* [Problem to solve]: Print the entries in full, word for word, but not the pictures.

..........

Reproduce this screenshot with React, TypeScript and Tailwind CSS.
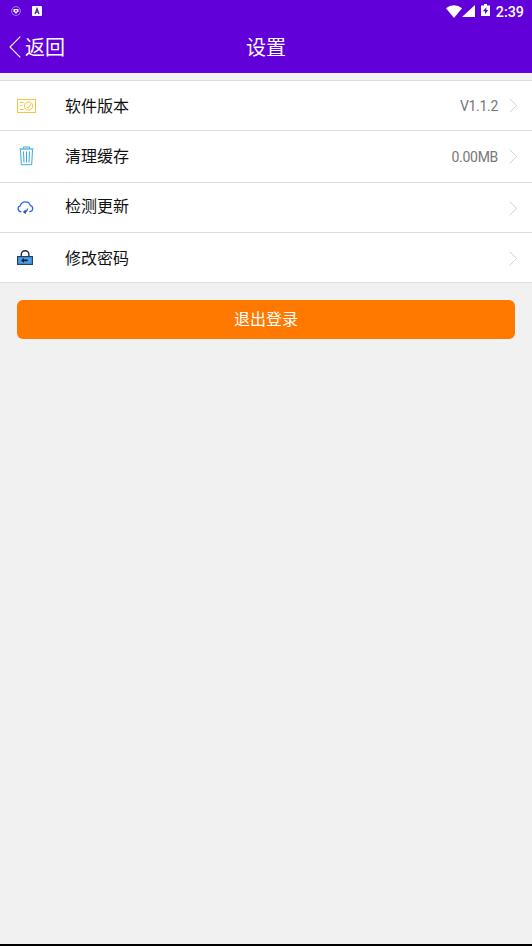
import type { ReactNode } from 'react';
import clsx from 'clsx';

interface SettingItem {
  label: string;
  value?: string;
  icon: ReactNode;
  rowClass: string;
  labelClass: string;
}

const VersionIcon = () => (
  <svg width="19" height="14" viewBox="0 0 19 14" fill="none" stroke="#f4c63d">
    <rect x="0.5" y="0.5" width="18" height="13" />
    <path d="M3 3.5h3.5M3 6.5h2M3 10.5h3.5" />
    <circle cx="11.5" cy="7" r="4.2" />
    <path d="M9.2 8l1.8 1 3-4" />
  </svg>
);

const TrashIcon = () => (
  <svg className="-mt-0.5 ml-0.5" width="15" height="20" viewBox="0 0 15 20" fill="none" stroke="#35a9dc">
    <path d="M4.5 2.5V1h6v1.5" />
    <path d="M0.5 3h14" strokeWidth="1.2" />
    <path d="M1.5 3.5l0.8 15.2h10.4l0.8-15.2" />
    <path d="M4.5 5.5L5 16.5M7.5 5.5v11M10.5 5.5L10 16.5" />
  </svg>
);

const CloudIcon = () => (
  <svg className="-mt-px" width="17" height="14" viewBox="0 0 17 14" fill="none">
    <path
      d="M4.5 10.6H4a2.9 2.9 0 0 1-.7-5.7 5.2 5.2 0 0 1 10.1-.2 3 3 0 0 1-.4 5.9h-.8"
      stroke="#2b6be3"
      strokeWidth="1.3"
    />
    <path d="M10.2 7.5c.4 1.8-.3 3-2.4 3.4" stroke="#34509f" strokeWidth="1.2" />
    <path d="M8.8 8.6v4.6L5.8 11z" fill="#34509f" />
  </svg>
);

const LockIcon = () => (
  <svg className="-mt-px" width="16" height="15" viewBox="0 0 16 15" fill="none">
    <path d="M4.3 7V4.5a3.8 3.8 0 0 1 7.6 0V7" stroke="#1b2b3c" strokeWidth="1.4" />
    <rect x="0.6" y="6.6" width="14.8" height="7.8" fill="#4a9bea" stroke="#1d3b59" strokeWidth="1.1" />
    <path d="M4 10.4l2.9-2.3v1.5h3.8v1.6H6.9v1.5z" fill="#102030" />
  </svg>
);

const items: SettingItem[] = [
  { label: '软件版本', value: 'V1.1.2', icon: <VersionIcon />, rowClass: 'h-[50px]', labelClass: 'pb-0.5' },
  { label: '清理缓存', value: '0.00MB', icon: <TrashIcon />, rowClass: 'h-[52px]', labelClass: 'pb-[3px]' },
  { label: '检测更新', icon: <CloudIcon />, rowClass: 'h-[50px] pt-px', labelClass: 'pb-[6px]' },
  { label: '修改密码', icon: <LockIcon />, rowClass: 'h-[50px] pt-px', labelClass: 'pb-0.5' },
];

const StatusBar = () => (
  <div className="flex h-[23px] items-center justify-between pl-[11px] pr-2">
    <div className="flex items-center gap-[11px] pb-px">
      <svg width="10" height="10" viewBox="0 0 10 10" fill="none">
        <circle cx="5" cy="5" r="4.4" stroke="#b79af0" strokeWidth="0.8" />
        <path d="M2.5 3h5v2.2L5 7.8 2.5 5.2z" fill="#fff" />
        <path d="M5 3.8v2M4 4.8h2" stroke="#6200d9" strokeWidth="0.7" />
      </svg>
      <svg width="10" height="10" viewBox="0 0 10 10" fill="none">
        <rect width="10" height="10" rx="1" fill="#fff" />
        <path d="M3 8l2-5.5L7 8M3.6 6.2h2.8" stroke="#4d20a8" strokeWidth="1.2" />
      </svg>
    </div>
    <div className="flex items-center">
      <svg width="16" height="13" viewBox="0 0 16 13" fill="#fff">
        <path d="M0 3.2a12.2 12.2 0 0 1 16 0L8 13z" />
      </svg>
      <svg width="13" height="12" viewBox="0 0 13 12" fill="#fff">
        <path d="M13 0v12H0z" />
      </svg>
      <svg className="ml-[6px] -mt-[3px]" width="9" height="12" viewBox="0 0 9 13" preserveAspectRatio="none">
        <path d="M3 0h3v1.5h3V13H0V1.5h3z" fill="#fff" />
        <path d="M5.4 3.2L2 7.8h2v3.2l3.2-4.6h-2z" fill="#6200d9" />
      </svg>
      <span className="ml-[6px] pt-px font-[Roboto] text-[14.3px] font-medium leading-none">2:39</span>
    </div>
  </div>
);

const SettingRow = ({ label, value, icon, rowClass, labelClass }: SettingItem) => (
  <li className={clsx('flex items-center border-b border-[#dedede] bg-white pl-[17px] pr-[14px]', rowClass)}>
    <span className="flex w-[19px] justify-start">{icon}</span>
    <span className={clsx('ml-[29px] flex-1 text-base leading-none text-[#111]', labelClass)}>{label}</span>
    {value && (
      <span className="font-[Roboto] text-sm leading-none tracking-[-0.3px] text-[#777]">{value}</span>
    )}
    <svg className="ml-[11px]" width="9" height="15" viewBox="0 0 9 15" fill="none" stroke="#d2d2d2">
      <path d="M0.7 0.7l7 6.8-7 6.8" />
    </svg>
  </li>
);

export default function App() {
  return (
    <div className="flex h-[946px] w-[532px] flex-col border-b-2 border-black bg-[#f1f1f1] font-['Noto_Sans_CJK_SC',sans-serif]">
      <header className="h-[73px] bg-[#6200d9] text-white">
        <StatusBar />
        <div className="grid h-12 grid-cols-3 items-center text-xl leading-none">
          <button className="flex items-center gap-1 pl-[9px]">
            <svg width="12" height="22" viewBox="0 0 12 22" fill="none" stroke="#fff" strokeWidth="1.1">
              <path d="M11.3 0.7L1 11l10.3 10.3" />
            </svg>
            返回
          </button>
          <h1 className="text-center">设置</h1>
        </div>
      </header>

      <ul className="mt-[7px] border-t border-[#dedede]">
        {items.map((item) => (
          <SettingRow key={item.label} {...item} />
        ))}
      </ul>

      <button className="mx-[17px] mt-[17px] h-[39px] rounded-md bg-[#ff7800] pb-[3px] text-base leading-none text-white">
        退出登录
      </button>
    </div>
  );
}
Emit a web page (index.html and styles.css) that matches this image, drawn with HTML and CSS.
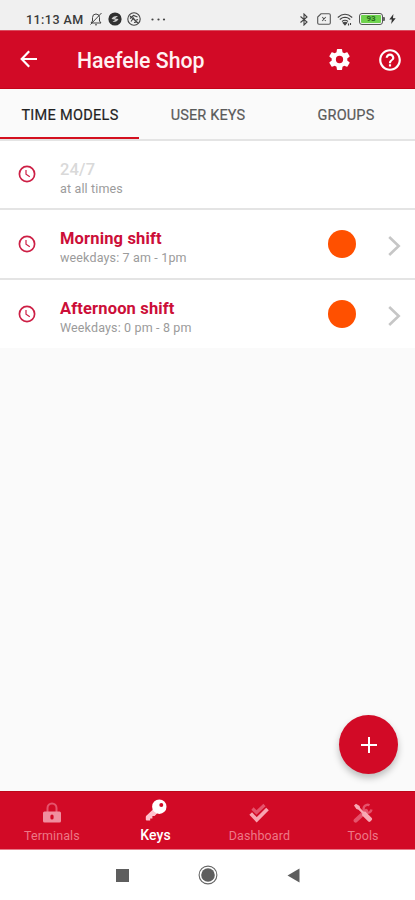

..........

* [Result for this task]:
Reproduce this screenshot with React, TypeScript and Tailwind CSS.
import type { ReactNode } from 'react';
import clsx from 'clsx';

interface SettingItem {
  label: string;
  value?: string;
  icon: ReactNode;
  rowClass: string;
  labelClass: string;
}

const VersionIcon = () => (
  <svg width="19" height="14" viewBox="0 0 19 14" fill="none" stroke="#f4c63d">
    <rect x="0.5" y="0.5" width="18" height="13" />
    <path d="M3 3.5h3.5M3 6.5h2M3 10.5h3.5" />
    <circle cx="11.5" cy="7" r="4.2" />
    <path d="M9.2 8l1.8 1 3-4" />
  </svg>
);

const TrashIcon = () => (
  <svg className="-mt-0.5 ml-0.5" width="15" height="20" viewBox="0 0 15 20" fill="none" stroke="#35a9dc">
    <path d="M4.5 2.5V1h6v1.5" />
    <path d="M0.5 3h14" strokeWidth="1.2" />
    <path d="M1.5 3.5l0.8 15.2h10.4l0.8-15.2" />
    <path d="M4.5 5.5L5 16.5M7.5 5.5v11M10.5 5.5L10 16.5" />
  </svg>
);

const CloudIcon = () => (
  <svg className="-mt-px" width="17" height="14" viewBox="0 0 17 14" fill="none">
    <path
      d="M4.5 10.6H4a2.9 2.9 0 0 1-.7-5.7 5.2 5.2 0 0 1 10.1-.2 3 3 0 0 1-.4 5.9h-.8"
      stroke="#2b6be3"
      strokeWidth="1.3"
    />
    <path d="M10.2 7.5c.4 1.8-.3 3-2.4 3.4" stroke="#34509f" strokeWidth="1.2" />
    <path d="M8.8 8.6v4.6L5.8 11z" fill="#34509f" />
  </svg>
);

const LockIcon = () => (
  <svg className="-mt-px" width="16" height="15" viewBox="0 0 16 15" fill="none">
    <path d="M4.3 7V4.5a3.8 3.8 0 0 1 7.6 0V7" stroke="#1b2b3c" strokeWidth="1.4" />
    <rect x="0.6" y="6.6" width="14.8" height="7.8" fill="#4a9bea" stroke="#1d3b59" strokeWidth="1.1" />
    <path d="M4 10.4l2.9-2.3v1.5h3.8v1.6H6.9v1.5z" fill="#102030" />
  </svg>
);

const items: SettingItem[] = [
  { label: '软件版本', value: 'V1.1.2', icon: <VersionIcon />, rowClass: 'h-[50px]', labelClass: 'pb-0.5' },
  { label: '清理缓存', value: '0.00MB', icon: <TrashIcon />, rowClass: 'h-[52px]', labelClass: 'pb-[3px]' },
  { label: '检测更新', icon: <CloudIcon />, rowClass: 'h-[50px] pt-px', labelClass: 'pb-[6px]' },
  { label: '修改密码', icon: <LockIcon />, rowClass: 'h-[50px] pt-px', labelClass: 'pb-0.5' },
];

const StatusBar = () => (
  <div className="flex h-[23px] items-center justify-between pl-[11px] pr-2">
    <div className="flex items-center gap-[11px] pb-px">
      <svg width="10" height="10" viewBox="0 0 10 10" fill="none">
        <circle cx="5" cy="5" r="4.4" stroke="#b79af0" strokeWidth="0.8" />
        <path d="M2.5 3h5v2.2L5 7.8 2.5 5.2z" fill="#fff" />
        <path d="M5 3.8v2M4 4.8h2" stroke="#6200d9" strokeWidth="0.7" />
      </svg>
      <svg width="10" height="10" viewBox="0 0 10 10" fill="none">
        <rect width="10" height="10" rx="1" fill="#fff" />
        <path d="M3 8l2-5.5L7 8M3.6 6.2h2.8" stroke="#4d20a8" strokeWidth="1.2" />
      </svg>
    </div>
    <div className="flex items-center">
      <svg width="16" height="13" viewBox="0 0 16 13" fill="#fff">
        <path d="M0 3.2a12.2 12.2 0 0 1 16 0L8 13z" />
      </svg>
      <svg width="13" height="12" viewBox="0 0 13 12" fill="#fff">
        <path d="M13 0v12H0z" />
      </svg>
      <svg className="ml-[6px] -mt-[3px]" width="9" height="12" viewBox="0 0 9 13" preserveAspectRatio="none">
        <path d="M3 0h3v1.5h3V13H0V1.5h3z" fill="#fff" />
        <path d="M5.4 3.2L2 7.8h2v3.2l3.2-4.6h-2z" fill="#6200d9" />
      </svg>
      <span className="ml-[6px] pt-px font-[Roboto] text-[14.3px] font-medium leading-none">2:39</span>
    </div>
  </div>
);

const SettingRow = ({ label, value, icon, rowClass, labelClass }: SettingItem) => (
  <li className={clsx('flex items-center border-b border-[#dedede] bg-white pl-[17px] pr-[14px]', rowClass)}>
    <span className="flex w-[19px] justify-start">{icon}</span>
    <span className={clsx('ml-[29px] flex-1 text-base leading-none text-[#111]', labelClass)}>{label}</span>
    {value && (
      <span className="font-[Roboto] text-sm leading-none tracking-[-0.3px] text-[#777]">{value}</span>
    )}
    <svg className="ml-[11px]" width="9" height="15" viewBox="0 0 9 15" fill="none" stroke="#d2d2d2">
      <path d="M0.7 0.7l7 6.8-7 6.8" />
    </svg>
  </li>
);

export default function App() {
  return (
    <div className="flex h-[946px] w-[532px] flex-col border-b-2 border-black bg-[#f1f1f1] font-['Noto_Sans_CJK_SC',sans-serif]">
      <header className="h-[73px] bg-[#6200d9] text-white">
        <StatusBar />
        <div className="grid h-12 grid-cols-3 items-center text-xl leading-none">
          <button className="flex items-center gap-1 pl-[9px]">
            <svg width="12" height="22" viewBox="0 0 12 22" fill="none" stroke="#fff" strokeWidth="1.1">
              <path d="M11.3 0.7L1 11l10.3 10.3" />
            </svg>
            返回
          </button>
          <h1 className="text-center">设置</h1>
        </div>
      </header>

      <ul className="mt-[7px] border-t border-[#dedede]">
        {items.map((item) => (
          <SettingRow key={item.label} {...item} />
        ))}
      </ul>

      <button className="mx-[17px] mt-[17px] h-[39px] rounded-md bg-[#ff7800] pb-[3px] text-base leading-none text-white">
        退出登录
      </button>
    </div>
  );
}
Emit a web page (index.html and styles.css) that matches this image, drawn with HTML and CSS.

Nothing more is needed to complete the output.